* EXERCISE REQUIREMENTS *
In how many lines of the data does the word "index" appear? Give the number by itself.

* RECORDED DATA *

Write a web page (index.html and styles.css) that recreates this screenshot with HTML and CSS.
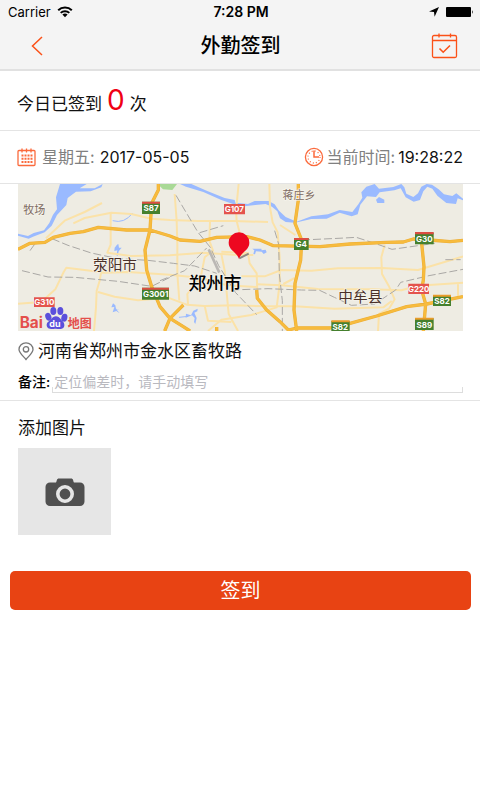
FILE: index.html
```html
<!DOCTYPE html>
<html lang="zh-CN">
<head>
<meta charset="utf-8">
<meta name="viewport" content="width=device-width, initial-scale=1">
<title>外勤签到</title>
<link rel="stylesheet" href="styles.css">
</head>
<body>
<header class="top">
  <div class="status">
    <div class="status-side">
      <span>Carrier</span>
      <svg width="16" height="12" viewBox="0 0 16 12" aria-hidden="true">
        <path d="M1.2 4.3a9.8 9.8 0 0 1 13.6 0M3.7 6.9a6.2 6.2 0 0 1 8.6 0" fill="none" stroke="#000" stroke-width="2"/>
        <path d="M8 11.2 5.4 8.6a3.8 3.8 0 0 1 5.2 0z"/>
      </svg>
    </div>
    <span class="status-time">7:28 PM</span>
    <div class="status-side status-right">
      <svg width="10" height="10" viewBox="0 0 10 10" aria-hidden="true"><path d="M10 0 5.6 9.8 5 5 0 4.5z"/></svg>
      <svg width="29" height="12" viewBox="0 0 29 12" aria-hidden="true"><rect x="1" y="1" width="25" height="10" rx="1"/><path d="M27 4q1.6 2 0 4z"/></svg>
    </div>
  </div>
  <nav class="navbar">
    <button class="icon-button" type="button" aria-label="返回">
      <svg width="12" height="20" viewBox="0 0 12 20"><path d="M11 1 1.5 10 11 19" fill="none" stroke="#fb5118" stroke-width="1.5"/></svg>
    </button>
    <h1 class="title">外勤签到</h1>
    <button class="icon-button" type="button" aria-label="签到记录">
      <svg width="27" height="26" viewBox="0 0 27 26" fill="none" stroke="#fb5118" stroke-width="1.3"><rect x="1.5" y="2.5" width="24" height="22" rx="1.5"/><path d="M1.5 7.5h24M8 .5v4M19.5 .5v4"/><path d="m8.5 15.5 3.7 3.7 6.8-6.7" stroke-width="1.6"/></svg>
    </button>
  </nav>
</header>

<main>
  <section class="row count-row">
    <span>今日已签到</span><strong class="count">0</strong><span>次</span>
  </section>

  <section class="row time-row">
    <div class="time-item">
      <svg width="20" height="19" viewBox="0 0 20 19" fill="none" stroke="#fb6a3c" stroke-width="1.3" aria-hidden="true"><rect x="1" y="2.5" width="17" height="15" rx="1"/><path d="M5 .5v4M9.5 .5v4M14 .5v4"/><path d="M4.5 7.5h11M4.5 10.7h11M4.5 14h11" stroke-width="2" stroke-dasharray="2 1"/></svg>
      <span class="muted">星期五:</span>
      <time class="value">2017-05-05</time>
    </div>
    <div class="time-item time-now">
      <svg width="20" height="20" viewBox="0 0 20 20" fill="none" stroke="#fb6a3c" aria-hidden="true"><circle cx="10" cy="10" r="8.6" stroke-width="1.3"/><path d="M10 3.5V10h5" stroke-width="1.5"/><circle cx="10" cy="10" r="6" stroke-width="1.3" stroke-dasharray="1 2.14"/></svg>
      <span class="muted">当前时间:</span>
      <time class="value">19:28:22</time>
    </div>
  </section>

  <section class="place">
    <svg class="map" viewBox="0 0 1335 441" role="img" aria-label="郑州市地图">
      <rect width="1335" height="441" fill="#eeece3"/>
      <path d="M405 0h72l-14 18-28-2-16-16z" fill="#a9d996"/>
      <g fill="#9abaff">
        <path d="M126 0 206 0 185 13 230 13 254 0 250 10 218 22 174 23 149 42 145 63 117 93 101 125 80 145 45 158 32 164 0 155 0 149 30 156 47 147 78 139 94 117 105 92 117 76 114 40z"/>
        <path d="M486 0 520 0 566 20 620 42 650 48 652 56 690 60 710 51 752 51 770 61 783 80 803 99 836 113 880 97 930 91 965 78 1003 84 1021 61 1033 41 1030 25 1045 8 1070 0 1083 14 1126 9 1150 0 1159 10 1165 29 1186 39 1200 28 1210 8 1226 0 1242 2 1262 16 1278 31 1303 36 1315 28 1335 44 1335 49 1319 43 1314 60 1285 57 1258 35 1243 14 1228 8 1216 22 1206 48 1187 53 1163 40 1148 13 1129 19 1085 25 1074 39 1047 37 1027 62 1019 91 1001 97 965 86 926 104 880 105 831 116 803 114 786 103 778 82 762 68 743 60 712 63 680 67 645 60 610 48 556 24 504 8z"/>
        <path d="m1074 47 9-8 16 8 0 10-21 0z"/>
        <path d="m703 194 27 0 1 5 12-2 3 8-9 5-6-7-17-1-3 9-5-1 3-11zM290 191l7-9 4-2 2 11 8 0-9 11-3 14-4-2 3-15-9 2zM285 358l7 6 2 10 10 3-9-1 10 12-10-7-11 4 5-16-9 1z"/>
        <path d="m504 389 15 5 7-14 13-6-1 8-9 4 7 16-4 18-4-6 2-12-8-8-19 7z"/>
      </g>
      <path d="M284 110q35 10 60-23M510 397l-27 3" fill="none" stroke="#9abaff" stroke-width="3"/>

      <g fill="none" stroke="#fbe2a8" stroke-width="6" stroke-linejoin="round">
        <path d="M84 163 140 110 200 84 252 57M166 118 200 102 280 86 340 90 400 104 456 108 540 111 646 111 750 114"/>
        <path d="M278 86v96l-10 24 70 10 118-2 100-8 90 6 60 1"/>
        <path d="M0 359 70 354 112 316 137 264 145 251 230 262 262 266 330 264 456 272 550 282 626 304 716 309M250 261 245 290 236 320 234 370 228 441M240 324 290 338 360 349 450 341 506 362 560 366 650 364 746 367 830 367 950 374 1096 370 1121 351"/>
        <path d="M470 30 476 111 478 180 478 270 484 350M576 113 574 170 585 200 560 220 548 280 508 330 510 360M662 0 658 40 654 80 656 111 666 150M754 0 756 70 764 115 779 145 785 220 785 300 776 370 700 393 610 407 570 441M610 203 690 207 695 238 716 268 718 320M670 277 740 277 790 258 880 260 960 253 1093 252 1200 258 1335 217"/>
        <path d="M610 210 620 260 632 390 660 441M560 365 570 410 640 414M716 301 790 304 900 315 1060 316 1150 319 1200 305 1335 296M1100 182 1090 220 1092 270 1112 305 1130 346 1114 373 1083 390 1080 441M1320 295v50M786 123 832 153M796 300 830 282"/>
      </g>
      <g fill="none" stroke="#aaa8a5" stroke-width="3" stroke-dasharray="24 9">
        <path d="M12 260 90 279 170 280 300 292 401 307 456 280M102 164 150 184 220 207 300 224 390 229 466 238 530 246 596 268M474 34 500 78 540 145 577 190 602 245 652 325 716 392M545 146 616 125M426 290 500 260 566 192M640 318 750 314 850 318 905 319 949 340 1000 364 1070 360 1133 318 1148 295 1233 275 1335 256M770 140 782 180 784 270 793 350 793 441M852 168 960 163 1015 160 1076 180 1122 196 1250 178M1282 227h46M36 200 49 182 58 178"/>
      </g>
      <path d="M572 196 604 266" stroke="#bbb8b4" stroke-width="8"/>
      <g fill="none" stroke="#ecae36" stroke-width="10" stroke-linejoin="round">
        <path id="highways" d="M0 196 36 178 81 175 106 160 156 148 196 143 241 130 326 138 396 138 456 156 486 168 546 172 596 160 686 158 726 168 766 185 906 188 996 180 1106 175 1156 174 1186 165 1235 168 1296 173 1335 169M421 0v18L401 58 396 138 381 198 386 258 401 308 426 368 456 403 496 428 516 441M496 363 456 403 440 441M841 0v48L831 118 851 168 848 228 831 298 828 378 836 441M716 318 718 343 746 378 786 413 811 438 836 432 936 432 996 418 1076 396 1166 368 1226 360 1335 338M1211 178 1218 248 1216 288 1211 318 1223 360 1216 441M596 429v12"/>
      </g>
      <use href="#highways" fill="none" stroke="#f7bb3d" stroke-width="7"/>

      <g class="shield">
        <path fill="#45802e" d="M372 53h54v37h-54zM372 311h81v36h-81zM828 162h44v36h-44zM1191 146h56v35h-56zM1245 334h54v32h-54zM1191 403h56v35h-56zM940 411h55v30h-55z"/>
        <path d="M372 53h54v6h-54zM828 162h44v6h-44zM1191 144h56v7h-56zM372 311h81v6h-81z" fill="#dc4d42"/>
        <path d="M1245 332h54v6h-54zM1191 401h56v6h-56zM940 409h55v6h-55z" fill="#e99c29"/>
        <path d="M48 340h62v29H48zM618 60h63v31h-63zM1171 299h62v31h-62z" fill="#e4534d"/>
        <text x="399" y="82">S87</text>
        <text x="413" y="340">G3001</text>
        <text x="850" y="190">G4</text>
        <text x="1219" y="174">G30</text>
        <text x="1272" y="360">S82</text>
        <text x="1219" y="431">S89</text>
        <text x="967" y="437">S82</text>
        <text x="79" y="364">G310</text>
        <text x="649" y="85">G107</text>
        <text x="1202" y="323">G220</text>
      </g>
      <g class="town">
        <text class="village" x="49" y="89">牧场</text>
        <text class="village" x="843" y="45">蒋庄乡</text>
        <text x="291" y="258">荥阳市</text>
        <text x="1027" y="355">中牟县</text>
        <text class="city" x="591" y="318">郑州市</text>
      </g>
      <g fill="#5b50dc">
        <ellipse cx="91" cy="398" rx="9" ry="12" transform="rotate(-20 91 398)"/>
        <ellipse cx="106" cy="381" rx="9" ry="12"/>
        <ellipse cx="127" cy="381" rx="9" ry="12"/>
        <ellipse cx="139" cy="401" rx="9" ry="12" transform="rotate(15 139 401)"/>
        <path d="M114 397c9 0 14 9 20 15 8 8 7 22-5 23-9 1-13-2-22 0-12 1-21-2-21-12 0-9 9-12 14-18 4-5 8-8 14-8z"/>
      </g>
      <g class="logo">
        <text x="5" y="433" class="logo-name">Bai</text>
        <text x="94" y="429" class="logo-du">du</text>
        <text x="149" y="432" class="logo-map">地图</text>
      </g>
      <path d="M664 223 692 209" stroke="#8d8983" stroke-width="6"/>
      <path d="M663 225C655 202 632 199 632 176a31 31 0 0 1 62 0C694 199 671 202 663 225z" fill="#ed0820"/>
    </svg>

    <div class="address">
      <svg width="16" height="19" viewBox="0 0 16 19" fill="none" stroke="#777" stroke-width="1.3" aria-hidden="true"><path d="M8 17.5C6 14.8 1 11 1 7.5a7 6.700 0 0 1 14 0c0 3.5-5 7.3-7 10z"/><circle cx="8" cy="7.3" r="2.7"/></svg>
      <span>河南省郑州市金水区畜牧路</span>
    </div>
    <div class="remark">
      <label for="remark">备注:</label>
      <div class="field"><input id="remark" type="text" placeholder="定位偏差时，请手动填写"></div>
    </div>
  </section>

  <section class="photos">
    <h2 class="photos-title">添加图片</h2>
    <button class="photo-add" type="button" aria-label="添加图片">
      <svg width="40" height="28" viewBox="0 0 40 28"><path fill="#505050" d="M5 4.5h6C12 3 11.5.5 14 .5h12c2.5 0 2 2.500 3 4h6a4.500 4.500 0 0 1 4.500 4.500v14.500A4.500 4.500 0 0 1 35 28H5a4.500 4.500 0 0 1-4.500-4.500V9A4.500 4.500 0 0 1 5 4.500z"/><circle cx="20" cy="16" r="7.2" fill="#505050" stroke="#e6e6e6" stroke-width="3.6"/></svg>
    </button>
  </section>

  <button class="submit" type="button">签到</button>
</main>
</body>
</html>
```
FILE: styles.css
```css
* {
  box-sizing: border-box;
}

body {
  margin: 0;
  background: #fff;
  color: #111;
  font-family: Inter, "Noto Sans CJK SC", sans-serif;
  font-size: 17px;
  line-height: 24px;
}

button {
  margin: 0;
  padding: 0;
  border: 0;
  background: none;
  font: inherit;
  cursor: pointer;
}

svg {
  display: block;
  flex: none;
}

.top {
  background: #f4f4f4;
  border-bottom: 2px solid #e1e1e1;
}

.status {
  display: flex;
  align-items: center;
  height: 23px;
  padding: 0 6px 0 8px;
  color: #000;
  font-size: 13px;
}

.status-side {
  display: flex;
  flex: 1;
  align-items: center;
  gap: 6px;
}

.status-right {
  justify-content: flex-end;
}

.status-time {
  font-size: 14px;
  font-weight: 600;
}

.navbar {
  display: flex;
  align-items: center;
  justify-content: space-between;
  height: 46px;
  padding: 0 16px 0 17px;
}

.icon-button {
  display: flex;
  align-items: center;
  justify-content: center;
  width: 40px;
  height: 40px;
}

.title {
  margin: 0;
  color: #000;
  font-size: 20px;
  font-weight: 500;
}

.row {
  display: flex;
  align-items: center;
  padding: 0 17px;
  border-bottom: 1px solid #e4e4e4;
}

.count-row {
  align-items: baseline;
  padding-top: 11px;
  padding-bottom: 12px;
}

.count {
  margin: 0 5px;
  color: #f00014;
  font-size: 28px;
  font-weight: 400;
  line-height: 36px;
}

.time-row {
  justify-content: space-between;
  height: 53px;
  font-size: 16px;
}

.time-item {
  display: flex;
  align-items: center;
  gap: 5px;
}

.time-now {
  gap: 3px;
}

.muted {
  color: #808080;
}

.place {
  padding: 0 17px 7px 18px;
  border-bottom: 1px solid #e4e4e4;
}

.map {
  width: 100%;
  height: auto;
}

.shield text {
  fill: #fff;
  font-size: 24px;
  font-weight: 700;
  text-anchor: middle;
}

.town text {
  fill: #4a3029;
  stroke: #f6f4ec;
  stroke-width: 4px;
  paint-order: stroke;
  font-size: 44px;
  text-anchor: middle;
}

.town .village {
  fill: #7d6a61;
  font-size: 33px;
}

.town .city {
  fill: #000;
  font-size: 53px;
  font-weight: 500;
}

.logo text {
  fill: #e4504c;
  font-weight: 700;
}

.logo .logo-name {
  font-size: 46px;
}

.logo .logo-du {
  fill: #fff;
  font-size: 27px;
}

.logo .logo-map {
  font-size: 36px;
}

.address {
  display: flex;
  align-items: center;
  gap: 4px;
  height: 40px;
}

.remark {
  display: flex;
  align-items: center;
  gap: 2px;
  height: 22px;
  font-size: 14px;
}

.remark label {
  color: #000;
  font-weight: 500;
}

.field {
  flex: 1;
  align-self: stretch;
  padding-left: 2px;
  background:
    linear-gradient(#ddd, #ddd) left bottom / 1px 5px no-repeat,
    linear-gradient(#ddd, #ddd) right bottom / 1px 5px no-repeat;
  border-bottom: 1px solid #ddd;
}

.field input {
  display: block;
  width: 100%;
  height: 100%;
  padding: 0;
  border: 0;
  outline: 0;
  background: none;
  color: #111;
  font: inherit;
}

.field input::placeholder {
  color: #b9b9bf;
  opacity: 1;
}

.photos {
  padding: 15px 18px 36px;
}

.photos-title {
  margin: 0 0 8px;
  font-size: 17px;
  font-weight: 400;
}

.photo-add {
  display: flex;
  align-items: center;
  justify-content: center;
  width: 93px;
  height: 87px;
  background: #e6e6e6;
}

.submit {
  display: block;
  width: calc(100% - 19px);
  height: 39px;
  margin: 0 9px 0 10px;
  border-radius: 5px;
  background: #e84313;
  color: #fff;
  font-size: 20px;
}
```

* WRITTEN REPLY *
2